## WHAT THE TASK REQUIRES:
Copy out each line featuring the string "React" from the entries beneath.

## RECORD LIST:
· · · ·

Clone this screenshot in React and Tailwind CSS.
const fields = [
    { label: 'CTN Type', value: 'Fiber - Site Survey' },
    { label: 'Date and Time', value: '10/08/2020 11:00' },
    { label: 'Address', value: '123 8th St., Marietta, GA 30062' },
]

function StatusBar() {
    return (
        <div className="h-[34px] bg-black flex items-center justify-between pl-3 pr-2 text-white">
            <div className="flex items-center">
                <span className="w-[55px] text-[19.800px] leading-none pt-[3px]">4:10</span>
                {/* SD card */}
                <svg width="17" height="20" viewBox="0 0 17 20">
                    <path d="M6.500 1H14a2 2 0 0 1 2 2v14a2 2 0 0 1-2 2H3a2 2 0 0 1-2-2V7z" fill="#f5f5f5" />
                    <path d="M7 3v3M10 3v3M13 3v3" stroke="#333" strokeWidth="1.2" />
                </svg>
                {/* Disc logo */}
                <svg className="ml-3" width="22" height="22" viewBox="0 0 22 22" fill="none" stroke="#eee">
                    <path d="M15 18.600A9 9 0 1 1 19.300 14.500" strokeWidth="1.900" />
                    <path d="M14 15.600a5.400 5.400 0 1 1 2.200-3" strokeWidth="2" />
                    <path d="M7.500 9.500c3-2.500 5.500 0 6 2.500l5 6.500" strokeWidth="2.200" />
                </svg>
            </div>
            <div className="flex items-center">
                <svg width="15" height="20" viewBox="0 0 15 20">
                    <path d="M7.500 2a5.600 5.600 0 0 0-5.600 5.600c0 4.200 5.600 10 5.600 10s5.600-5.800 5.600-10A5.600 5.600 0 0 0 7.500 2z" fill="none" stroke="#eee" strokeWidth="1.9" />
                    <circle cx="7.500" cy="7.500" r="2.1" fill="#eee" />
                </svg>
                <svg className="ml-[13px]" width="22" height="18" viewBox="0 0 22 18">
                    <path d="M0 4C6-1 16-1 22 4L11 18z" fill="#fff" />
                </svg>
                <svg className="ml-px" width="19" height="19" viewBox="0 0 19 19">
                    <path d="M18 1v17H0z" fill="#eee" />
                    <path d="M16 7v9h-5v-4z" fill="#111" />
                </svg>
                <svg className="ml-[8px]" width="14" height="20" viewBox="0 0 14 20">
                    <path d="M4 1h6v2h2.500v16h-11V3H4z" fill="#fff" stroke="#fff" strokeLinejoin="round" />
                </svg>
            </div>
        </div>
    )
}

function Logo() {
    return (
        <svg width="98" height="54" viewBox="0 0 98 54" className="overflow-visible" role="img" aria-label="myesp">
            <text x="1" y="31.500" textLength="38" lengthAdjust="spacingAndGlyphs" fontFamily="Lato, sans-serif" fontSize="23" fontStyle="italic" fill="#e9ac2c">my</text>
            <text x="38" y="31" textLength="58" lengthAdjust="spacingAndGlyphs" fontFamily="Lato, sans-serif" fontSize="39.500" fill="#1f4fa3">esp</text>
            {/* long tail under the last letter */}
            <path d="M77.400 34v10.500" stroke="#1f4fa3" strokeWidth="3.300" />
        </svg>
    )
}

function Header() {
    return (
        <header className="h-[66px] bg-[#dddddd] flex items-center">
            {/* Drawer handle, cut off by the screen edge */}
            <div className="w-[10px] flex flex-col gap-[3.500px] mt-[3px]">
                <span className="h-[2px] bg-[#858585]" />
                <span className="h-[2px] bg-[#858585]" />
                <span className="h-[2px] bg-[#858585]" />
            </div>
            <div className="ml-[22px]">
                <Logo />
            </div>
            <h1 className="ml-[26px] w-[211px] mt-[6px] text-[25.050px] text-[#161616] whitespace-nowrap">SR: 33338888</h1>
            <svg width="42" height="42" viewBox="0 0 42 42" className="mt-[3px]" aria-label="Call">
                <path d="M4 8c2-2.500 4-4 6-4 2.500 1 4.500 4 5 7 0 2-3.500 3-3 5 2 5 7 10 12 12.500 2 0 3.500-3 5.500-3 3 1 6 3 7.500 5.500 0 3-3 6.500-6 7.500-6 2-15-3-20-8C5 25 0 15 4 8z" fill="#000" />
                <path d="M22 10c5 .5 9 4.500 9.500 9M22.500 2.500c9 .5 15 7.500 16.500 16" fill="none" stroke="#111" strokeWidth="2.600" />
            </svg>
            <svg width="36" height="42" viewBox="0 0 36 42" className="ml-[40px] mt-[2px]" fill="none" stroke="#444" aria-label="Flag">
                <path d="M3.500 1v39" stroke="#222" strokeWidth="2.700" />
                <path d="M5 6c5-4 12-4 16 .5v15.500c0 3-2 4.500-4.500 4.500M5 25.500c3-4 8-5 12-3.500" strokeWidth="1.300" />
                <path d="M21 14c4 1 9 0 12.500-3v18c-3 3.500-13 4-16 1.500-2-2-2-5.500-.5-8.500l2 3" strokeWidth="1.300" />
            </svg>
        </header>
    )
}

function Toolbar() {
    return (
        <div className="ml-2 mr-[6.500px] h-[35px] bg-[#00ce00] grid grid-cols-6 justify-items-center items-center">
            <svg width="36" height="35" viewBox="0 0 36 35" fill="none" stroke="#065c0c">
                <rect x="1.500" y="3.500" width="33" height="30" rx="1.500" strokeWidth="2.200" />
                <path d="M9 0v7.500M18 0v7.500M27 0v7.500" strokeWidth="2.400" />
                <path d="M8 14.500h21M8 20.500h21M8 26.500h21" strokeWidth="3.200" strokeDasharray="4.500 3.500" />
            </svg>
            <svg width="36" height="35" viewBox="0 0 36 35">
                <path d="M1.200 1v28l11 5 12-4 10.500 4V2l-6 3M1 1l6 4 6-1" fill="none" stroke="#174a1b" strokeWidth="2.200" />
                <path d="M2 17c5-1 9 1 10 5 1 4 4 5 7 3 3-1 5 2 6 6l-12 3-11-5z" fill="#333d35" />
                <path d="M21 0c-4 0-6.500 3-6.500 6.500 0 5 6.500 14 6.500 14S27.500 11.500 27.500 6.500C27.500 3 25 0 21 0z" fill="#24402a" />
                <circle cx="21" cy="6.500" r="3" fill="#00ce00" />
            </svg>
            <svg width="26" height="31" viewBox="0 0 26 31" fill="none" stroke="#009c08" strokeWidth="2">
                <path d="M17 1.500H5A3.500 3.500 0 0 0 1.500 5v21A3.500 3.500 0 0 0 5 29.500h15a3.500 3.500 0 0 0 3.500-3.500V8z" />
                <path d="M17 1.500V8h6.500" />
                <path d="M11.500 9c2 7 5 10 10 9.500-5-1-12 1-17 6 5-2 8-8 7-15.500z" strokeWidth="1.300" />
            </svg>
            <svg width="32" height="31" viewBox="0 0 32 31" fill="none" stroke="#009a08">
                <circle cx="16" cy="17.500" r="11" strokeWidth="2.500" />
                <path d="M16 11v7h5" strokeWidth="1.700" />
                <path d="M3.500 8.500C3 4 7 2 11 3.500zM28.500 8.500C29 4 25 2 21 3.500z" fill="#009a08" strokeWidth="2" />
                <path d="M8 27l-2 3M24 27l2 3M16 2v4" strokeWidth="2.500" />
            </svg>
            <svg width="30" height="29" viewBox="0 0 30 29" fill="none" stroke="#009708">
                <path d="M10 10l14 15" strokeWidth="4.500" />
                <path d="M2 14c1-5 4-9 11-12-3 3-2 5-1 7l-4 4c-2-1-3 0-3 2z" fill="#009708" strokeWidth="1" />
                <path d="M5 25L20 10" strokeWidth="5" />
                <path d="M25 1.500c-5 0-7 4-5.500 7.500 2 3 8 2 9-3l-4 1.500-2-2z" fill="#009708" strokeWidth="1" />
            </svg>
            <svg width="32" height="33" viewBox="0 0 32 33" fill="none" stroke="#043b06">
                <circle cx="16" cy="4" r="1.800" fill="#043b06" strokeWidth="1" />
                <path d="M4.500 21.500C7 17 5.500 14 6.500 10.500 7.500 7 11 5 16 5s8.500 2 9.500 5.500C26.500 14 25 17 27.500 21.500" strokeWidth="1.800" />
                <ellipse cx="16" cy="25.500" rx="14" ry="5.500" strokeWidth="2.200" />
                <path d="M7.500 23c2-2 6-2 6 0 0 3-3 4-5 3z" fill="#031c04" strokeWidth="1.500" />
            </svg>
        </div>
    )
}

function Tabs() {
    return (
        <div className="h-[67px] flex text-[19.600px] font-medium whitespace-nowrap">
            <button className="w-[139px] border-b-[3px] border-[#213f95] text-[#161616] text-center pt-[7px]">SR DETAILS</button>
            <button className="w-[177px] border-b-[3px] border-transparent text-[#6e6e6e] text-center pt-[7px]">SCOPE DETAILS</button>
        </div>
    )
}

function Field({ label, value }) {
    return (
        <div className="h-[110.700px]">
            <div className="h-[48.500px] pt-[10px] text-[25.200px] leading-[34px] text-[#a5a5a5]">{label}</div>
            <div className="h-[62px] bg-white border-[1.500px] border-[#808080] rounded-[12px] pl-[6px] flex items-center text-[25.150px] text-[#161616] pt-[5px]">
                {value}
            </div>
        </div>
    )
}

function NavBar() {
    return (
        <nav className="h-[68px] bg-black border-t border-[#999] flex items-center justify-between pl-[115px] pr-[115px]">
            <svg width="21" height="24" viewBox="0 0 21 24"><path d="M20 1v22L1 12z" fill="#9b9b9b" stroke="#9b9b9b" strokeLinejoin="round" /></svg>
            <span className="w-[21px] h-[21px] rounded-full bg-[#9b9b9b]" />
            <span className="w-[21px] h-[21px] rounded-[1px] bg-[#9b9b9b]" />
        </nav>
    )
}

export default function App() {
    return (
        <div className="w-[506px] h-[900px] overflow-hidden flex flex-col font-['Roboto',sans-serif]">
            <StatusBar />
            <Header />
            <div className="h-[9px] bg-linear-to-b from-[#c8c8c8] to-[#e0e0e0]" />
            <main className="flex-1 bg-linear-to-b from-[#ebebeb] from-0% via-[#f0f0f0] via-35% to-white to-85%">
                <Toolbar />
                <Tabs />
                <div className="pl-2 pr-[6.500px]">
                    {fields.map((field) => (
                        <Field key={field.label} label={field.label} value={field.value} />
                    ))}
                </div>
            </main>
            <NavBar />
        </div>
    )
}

· · · ·

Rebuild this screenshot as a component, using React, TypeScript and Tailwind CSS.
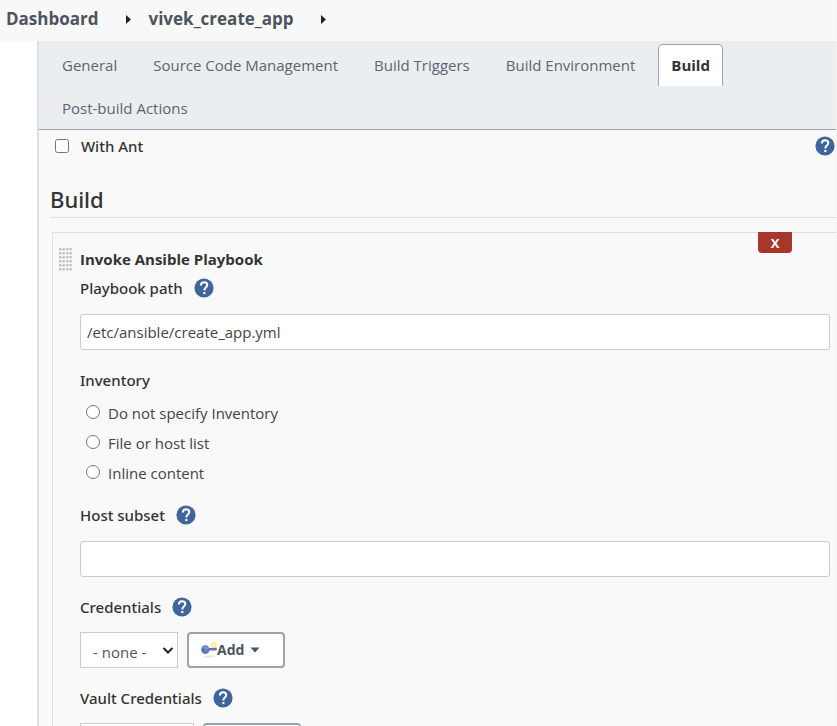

· · · ·

## TASK RESULT:
Clone this screenshot in React and Tailwind CSS.
Rebuild this screenshot as a component, using React, TypeScript and Tailwind CSS.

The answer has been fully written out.